- **TO BE DONE**: Using the material below, copy every line where "this" appears.
— START OF EXTRACTED ENTRIES —
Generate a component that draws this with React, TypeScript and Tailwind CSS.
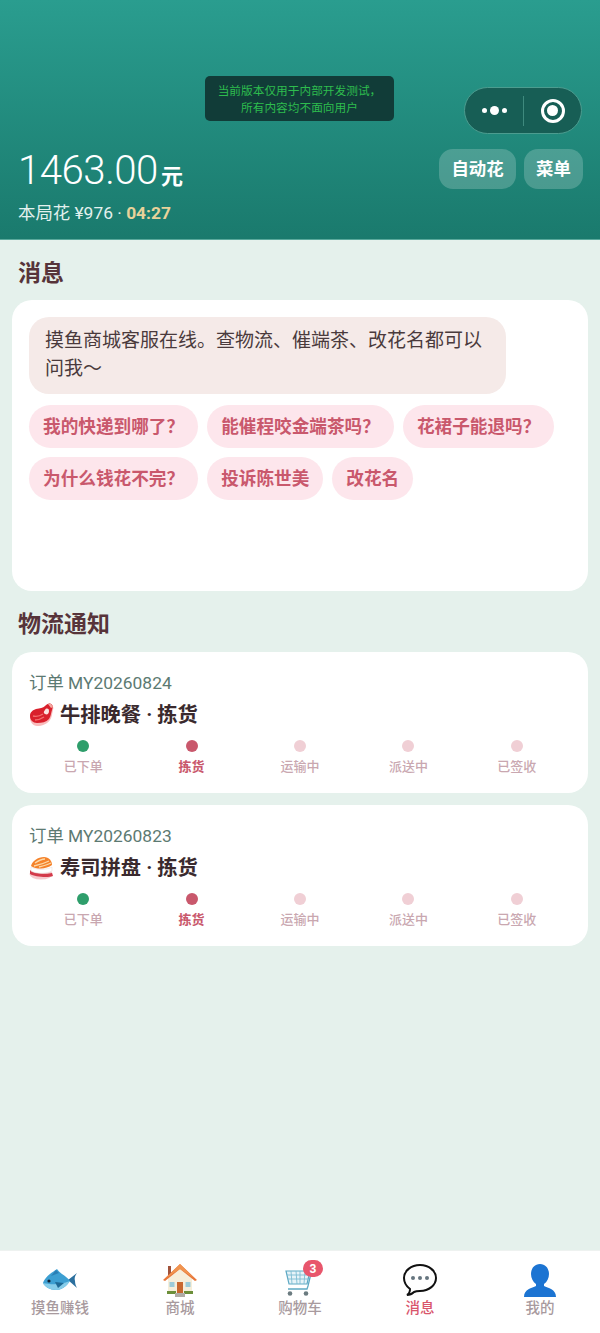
— END OF EXTRACTED ENTRIES —
— START OF EXTRACTED ENTRIES —
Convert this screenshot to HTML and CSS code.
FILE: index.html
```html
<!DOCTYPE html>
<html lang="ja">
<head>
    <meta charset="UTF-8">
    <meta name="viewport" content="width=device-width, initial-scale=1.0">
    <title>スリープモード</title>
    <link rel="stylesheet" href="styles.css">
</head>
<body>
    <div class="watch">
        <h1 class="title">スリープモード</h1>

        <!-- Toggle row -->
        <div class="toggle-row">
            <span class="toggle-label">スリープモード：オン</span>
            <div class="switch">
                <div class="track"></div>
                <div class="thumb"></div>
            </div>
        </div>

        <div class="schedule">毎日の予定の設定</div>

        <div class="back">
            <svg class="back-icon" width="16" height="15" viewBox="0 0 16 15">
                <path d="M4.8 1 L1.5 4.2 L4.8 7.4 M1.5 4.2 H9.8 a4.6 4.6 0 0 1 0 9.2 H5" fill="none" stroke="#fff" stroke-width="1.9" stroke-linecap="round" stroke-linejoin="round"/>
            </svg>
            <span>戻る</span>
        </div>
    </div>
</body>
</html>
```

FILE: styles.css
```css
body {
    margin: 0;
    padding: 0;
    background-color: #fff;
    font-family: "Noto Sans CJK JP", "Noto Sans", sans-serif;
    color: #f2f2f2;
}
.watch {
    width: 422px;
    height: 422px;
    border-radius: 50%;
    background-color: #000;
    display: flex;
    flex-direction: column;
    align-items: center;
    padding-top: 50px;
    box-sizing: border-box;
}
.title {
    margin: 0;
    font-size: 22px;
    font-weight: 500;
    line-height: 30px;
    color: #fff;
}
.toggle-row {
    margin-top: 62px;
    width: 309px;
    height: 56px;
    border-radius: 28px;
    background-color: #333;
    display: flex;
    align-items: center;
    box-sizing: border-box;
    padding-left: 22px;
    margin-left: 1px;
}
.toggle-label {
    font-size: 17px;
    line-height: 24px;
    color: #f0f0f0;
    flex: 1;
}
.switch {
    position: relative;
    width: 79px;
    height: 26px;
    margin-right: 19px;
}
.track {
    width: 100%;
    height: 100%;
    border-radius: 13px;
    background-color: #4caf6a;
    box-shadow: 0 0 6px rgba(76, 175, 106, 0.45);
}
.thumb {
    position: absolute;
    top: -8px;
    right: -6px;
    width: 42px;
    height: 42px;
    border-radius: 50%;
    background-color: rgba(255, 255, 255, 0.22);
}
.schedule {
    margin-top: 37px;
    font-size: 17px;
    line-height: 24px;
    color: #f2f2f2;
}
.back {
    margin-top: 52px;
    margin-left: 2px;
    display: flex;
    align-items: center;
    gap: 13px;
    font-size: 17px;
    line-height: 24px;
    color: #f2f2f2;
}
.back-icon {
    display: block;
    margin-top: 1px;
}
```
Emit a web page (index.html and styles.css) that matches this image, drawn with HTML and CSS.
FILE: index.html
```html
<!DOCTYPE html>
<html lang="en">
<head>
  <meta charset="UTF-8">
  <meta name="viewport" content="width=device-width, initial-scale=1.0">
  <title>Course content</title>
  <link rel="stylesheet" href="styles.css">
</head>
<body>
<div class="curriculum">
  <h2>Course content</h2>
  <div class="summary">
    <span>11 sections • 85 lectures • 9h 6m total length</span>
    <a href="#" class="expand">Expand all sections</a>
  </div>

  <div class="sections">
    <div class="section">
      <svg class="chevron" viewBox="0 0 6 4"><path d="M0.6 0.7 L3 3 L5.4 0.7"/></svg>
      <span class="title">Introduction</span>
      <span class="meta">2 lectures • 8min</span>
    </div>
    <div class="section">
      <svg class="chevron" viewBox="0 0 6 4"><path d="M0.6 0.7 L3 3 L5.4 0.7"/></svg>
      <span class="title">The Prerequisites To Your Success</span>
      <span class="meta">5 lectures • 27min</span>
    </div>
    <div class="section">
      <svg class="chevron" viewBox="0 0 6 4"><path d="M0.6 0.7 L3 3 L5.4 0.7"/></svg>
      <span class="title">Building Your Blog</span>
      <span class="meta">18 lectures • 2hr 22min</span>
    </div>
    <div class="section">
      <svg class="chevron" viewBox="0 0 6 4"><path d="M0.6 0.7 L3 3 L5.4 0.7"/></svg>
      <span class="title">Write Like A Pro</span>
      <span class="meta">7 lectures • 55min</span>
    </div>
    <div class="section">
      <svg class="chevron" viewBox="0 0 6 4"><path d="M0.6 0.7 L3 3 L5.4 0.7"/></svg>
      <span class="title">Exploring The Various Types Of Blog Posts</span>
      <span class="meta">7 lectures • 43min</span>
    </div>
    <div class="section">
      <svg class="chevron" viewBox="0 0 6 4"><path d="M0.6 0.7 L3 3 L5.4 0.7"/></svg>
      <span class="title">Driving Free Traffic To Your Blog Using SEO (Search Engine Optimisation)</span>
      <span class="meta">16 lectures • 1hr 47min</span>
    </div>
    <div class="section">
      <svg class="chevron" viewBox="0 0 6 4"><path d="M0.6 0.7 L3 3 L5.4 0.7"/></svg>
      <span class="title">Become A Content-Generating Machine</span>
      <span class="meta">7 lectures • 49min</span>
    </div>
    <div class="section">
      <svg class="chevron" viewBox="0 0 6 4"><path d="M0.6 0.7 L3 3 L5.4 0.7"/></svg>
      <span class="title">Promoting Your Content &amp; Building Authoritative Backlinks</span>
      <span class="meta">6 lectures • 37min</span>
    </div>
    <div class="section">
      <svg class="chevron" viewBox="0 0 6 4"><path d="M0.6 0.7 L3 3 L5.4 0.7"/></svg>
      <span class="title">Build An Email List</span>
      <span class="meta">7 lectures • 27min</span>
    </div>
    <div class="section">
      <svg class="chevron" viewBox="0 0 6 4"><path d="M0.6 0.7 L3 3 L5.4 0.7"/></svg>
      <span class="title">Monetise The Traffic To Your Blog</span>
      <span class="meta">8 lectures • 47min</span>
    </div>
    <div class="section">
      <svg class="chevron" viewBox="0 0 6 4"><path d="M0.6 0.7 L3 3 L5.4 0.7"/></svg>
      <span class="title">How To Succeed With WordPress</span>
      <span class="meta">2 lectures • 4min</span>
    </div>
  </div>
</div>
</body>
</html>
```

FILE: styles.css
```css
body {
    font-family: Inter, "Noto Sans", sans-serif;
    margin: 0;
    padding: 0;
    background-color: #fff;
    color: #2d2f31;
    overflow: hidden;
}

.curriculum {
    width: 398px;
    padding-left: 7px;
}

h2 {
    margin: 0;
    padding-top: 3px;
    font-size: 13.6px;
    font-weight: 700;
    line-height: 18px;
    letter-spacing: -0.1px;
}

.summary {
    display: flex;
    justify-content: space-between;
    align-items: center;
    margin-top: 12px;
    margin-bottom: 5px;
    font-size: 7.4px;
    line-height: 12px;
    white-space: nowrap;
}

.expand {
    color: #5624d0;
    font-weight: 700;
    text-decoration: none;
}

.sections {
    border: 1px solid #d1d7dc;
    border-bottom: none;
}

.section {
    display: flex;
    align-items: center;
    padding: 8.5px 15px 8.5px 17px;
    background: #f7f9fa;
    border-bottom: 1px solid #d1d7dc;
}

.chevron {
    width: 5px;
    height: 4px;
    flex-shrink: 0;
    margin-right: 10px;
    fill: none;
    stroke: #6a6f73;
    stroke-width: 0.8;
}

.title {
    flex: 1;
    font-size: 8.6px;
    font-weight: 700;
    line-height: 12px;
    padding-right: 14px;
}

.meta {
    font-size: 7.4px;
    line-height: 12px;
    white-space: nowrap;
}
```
— END OF EXTRACTED ENTRIES —
- **TASK RESPONSE**:
Generate a component that draws this with React, TypeScript and Tailwind CSS.
Convert this screenshot to HTML and CSS code.
Emit a web page (index.html and styles.css) that matches this image, drawn with HTML and CSS.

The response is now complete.